INSTRUCTIONS FOR THE TASK
Copy the listing below in full and skip every picture.

+ + +

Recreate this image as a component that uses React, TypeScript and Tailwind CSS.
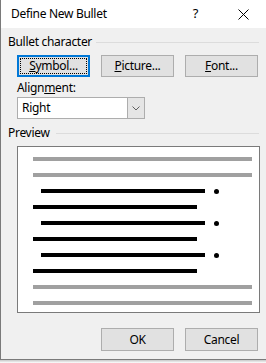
import React from "react";

const font = { fontFamily: '"Noto Sans", "Open Sans", sans-serif' };

function Btn({ children, focused }: { children: React.ReactNode; focused?: boolean }) {
  if (focused) {
    return (
      <div className="w-[73px] h-[22px] bg-[#e1e1e1] border-2 border-[#0078d7] flex items-center justify-center p-[1px]">
        <div className="w-full h-full border border-dotted border-black flex items-center justify-center text-[12px] text-black leading-none">
          {children}
        </div>
      </div>
    );
  }
  return (
    <div className="w-[73px] h-[22px] bg-[#e1e1e1] border border-[#adadad] flex items-center justify-center text-[12px] text-black leading-none">
      {children}
    </div>
  );
}

function Line({ gray, indent, short }: { gray?: boolean; indent?: boolean; short?: boolean }) {
  if (gray) return <div className="h-[4px] w-[219px] bg-[#a0a0a0]" />;
  return (
    <div className="h-[4px] flex items-center">
      <div className={(indent ? "ml-[8px] " : "") + "h-[4px] w-[164px] bg-black"} />
      {indent && !short && <div className="ml-[9px] w-[5px] h-[5px] rounded-full bg-black" />}
    </div>
  );
}

export default function App() {
  return (
    <div className="w-[266px] h-[363px] bg-white overflow-hidden tracking-[-0.3px]" style={font}>
      <div className="w-[266px] h-[360px] border-l border-b border-[#7a7a7a] flex flex-col">
        <div className="h-[28px] bg-white flex items-center text-[12px] text-black">
          <span className="ml-[10px]">Define New Bullet</span>
          <span className="ml-auto mr-[40px] text-[13px]">?</span>
          <svg width="11" height="11" viewBox="0 0 11 11" className="mr-[17px]">
            <path d="M0.5 0.5 L10.5 10.5 M10.5 0.5 L0.5 10.5" stroke="#000" strokeWidth="1" />
          </svg>
        </div>
        <div className="flex-1 bg-[#f0f0f0] flex flex-col text-[12px] text-black">
          <div className="mt-[6px] flex items-center h-[16px]">
            <span className="ml-[7px]">Bullet character</span>
            <div className="flex-1 h-px bg-[#dcdcdc] ml-[4px] mr-[7px]" />
          </div>
          <div className="mt-[5px] ml-[16px] flex gap-[11px]">
            <Btn focused>
              <span><u>S</u>ymbol...</span>
            </Btn>
            <Btn>
              <span><u>P</u>icture...</span>
            </Btn>
            <Btn>
              <span><u>F</u>ont...</span>
            </Btn>
          </div>
          <div className="mt-[3px] ml-[16px] h-[16px] flex items-center">
            <span>Align<u>m</u>ent:</span>
          </div>
          <div className="mt-[1px] ml-[16px] w-[128px] h-[22px] bg-white border border-[#adadad] flex">
            <div className="flex-1 flex items-center pl-[4px]">Right</div>
            <div className="w-[17px] bg-[#e5e5e5] border-l border-[#adadad] flex items-center justify-center">
              <svg width="8" height="5" viewBox="0 0 8 5">
                <path d="M0.5 0.5 L4 4 L7.5 0.5" stroke="#606060" fill="none" strokeWidth="1" />
              </svg>
            </div>
          </div>
          <div className="mt-[6px] flex items-center h-[16px]">
            <span className="ml-[7px]">Preview</span>
            <div className="flex-1 h-px bg-[#dcdcdc] ml-[6px] mr-[7px]" />
          </div>
          <div className="mt-[5px] ml-[16px] w-[243px] h-[167px] bg-white border border-[#7a7a7a] pt-[10px] pl-[15px] flex flex-col gap-[12px]">
            <Line gray />
            <Line gray />
            <Line indent />
            <Line />
            <Line indent />
            <Line />
            <Line indent />
            <Line />
            <Line gray />
            <Line gray />
          </div>
          <div className="mt-[15px] ml-[100px] flex gap-[11px]">
            <div className="w-[73px] h-[23px] bg-[#e1e1e1] border border-[#adadad] flex items-center justify-center">OK</div>
            <div className="w-[73px] h-[23px] bg-[#e1e1e1] border border-[#adadad] flex items-center justify-center">Cancel</div>
          </div>
        </div>
      </div>
      <div className="h-[3px] bg-gradient-to-b from-[#c8c8c8] to-white" />
    </div>
  );
}
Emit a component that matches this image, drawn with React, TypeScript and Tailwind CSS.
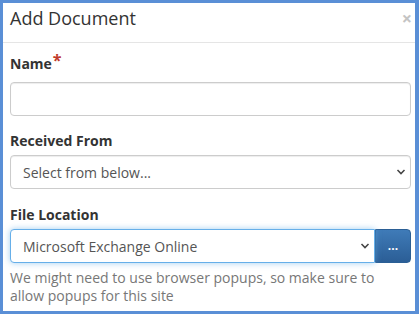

+ + +

RESULT
Recreate this image as a component that uses React, TypeScript and Tailwind CSS.
import React from "react";

const font = { fontFamily: '"Noto Sans", "Open Sans", sans-serif' };

function Btn({ children, focused }: { children: React.ReactNode; focused?: boolean }) {
  if (focused) {
    return (
      <div className="w-[73px] h-[22px] bg-[#e1e1e1] border-2 border-[#0078d7] flex items-center justify-center p-[1px]">
        <div className="w-full h-full border border-dotted border-black flex items-center justify-center text-[12px] text-black leading-none">
          {children}
        </div>
      </div>
    );
  }
  return (
    <div className="w-[73px] h-[22px] bg-[#e1e1e1] border border-[#adadad] flex items-center justify-center text-[12px] text-black leading-none">
      {children}
    </div>
  );
}

function Line({ gray, indent, short }: { gray?: boolean; indent?: boolean; short?: boolean }) {
  if (gray) return <div className="h-[4px] w-[219px] bg-[#a0a0a0]" />;
  return (
    <div className="h-[4px] flex items-center">
      <div className={(indent ? "ml-[8px] " : "") + "h-[4px] w-[164px] bg-black"} />
      {indent && !short && <div className="ml-[9px] w-[5px] h-[5px] rounded-full bg-black" />}
    </div>
  );
}

export default function App() {
  return (
    <div className="w-[266px] h-[363px] bg-white overflow-hidden tracking-[-0.3px]" style={font}>
      <div className="w-[266px] h-[360px] border-l border-b border-[#7a7a7a] flex flex-col">
        <div className="h-[28px] bg-white flex items-center text-[12px] text-black">
          <span className="ml-[10px]">Define New Bullet</span>
          <span className="ml-auto mr-[40px] text-[13px]">?</span>
          <svg width="11" height="11" viewBox="0 0 11 11" className="mr-[17px]">
            <path d="M0.5 0.5 L10.5 10.5 M10.5 0.5 L0.5 10.5" stroke="#000" strokeWidth="1" />
          </svg>
        </div>
        <div className="flex-1 bg-[#f0f0f0] flex flex-col text-[12px] text-black">
          <div className="mt-[6px] flex items-center h-[16px]">
            <span className="ml-[7px]">Bullet character</span>
            <div className="flex-1 h-px bg-[#dcdcdc] ml-[4px] mr-[7px]" />
          </div>
          <div className="mt-[5px] ml-[16px] flex gap-[11px]">
            <Btn focused>
              <span><u>S</u>ymbol...</span>
            </Btn>
            <Btn>
              <span><u>P</u>icture...</span>
            </Btn>
            <Btn>
              <span><u>F</u>ont...</span>
            </Btn>
          </div>
          <div className="mt-[3px] ml-[16px] h-[16px] flex items-center">
            <span>Align<u>m</u>ent:</span>
          </div>
          <div className="mt-[1px] ml-[16px] w-[128px] h-[22px] bg-white border border-[#adadad] flex">
            <div className="flex-1 flex items-center pl-[4px]">Right</div>
            <div className="w-[17px] bg-[#e5e5e5] border-l border-[#adadad] flex items-center justify-center">
              <svg width="8" height="5" viewBox="0 0 8 5">
                <path d="M0.5 0.5 L4 4 L7.5 0.5" stroke="#606060" fill="none" strokeWidth="1" />
              </svg>
            </div>
          </div>
          <div className="mt-[6px] flex items-center h-[16px]">
            <span className="ml-[7px]">Preview</span>
            <div className="flex-1 h-px bg-[#dcdcdc] ml-[6px] mr-[7px]" />
          </div>
          <div className="mt-[5px] ml-[16px] w-[243px] h-[167px] bg-white border border-[#7a7a7a] pt-[10px] pl-[15px] flex flex-col gap-[12px]">
            <Line gray />
            <Line gray />
            <Line indent />
            <Line />
            <Line indent />
            <Line />
            <Line indent />
            <Line />
            <Line gray />
            <Line gray />
          </div>
          <div className="mt-[15px] ml-[100px] flex gap-[11px]">
            <div className="w-[73px] h-[23px] bg-[#e1e1e1] border border-[#adadad] flex items-center justify-center">OK</div>
            <div className="w-[73px] h-[23px] bg-[#e1e1e1] border border-[#adadad] flex items-center justify-center">Cancel</div>
          </div>
        </div>
      </div>
      <div className="h-[3px] bg-gradient-to-b from-[#c8c8c8] to-white" />
    </div>
  );
}
Emit a component that matches this image, drawn with React, TypeScript and Tailwind CSS.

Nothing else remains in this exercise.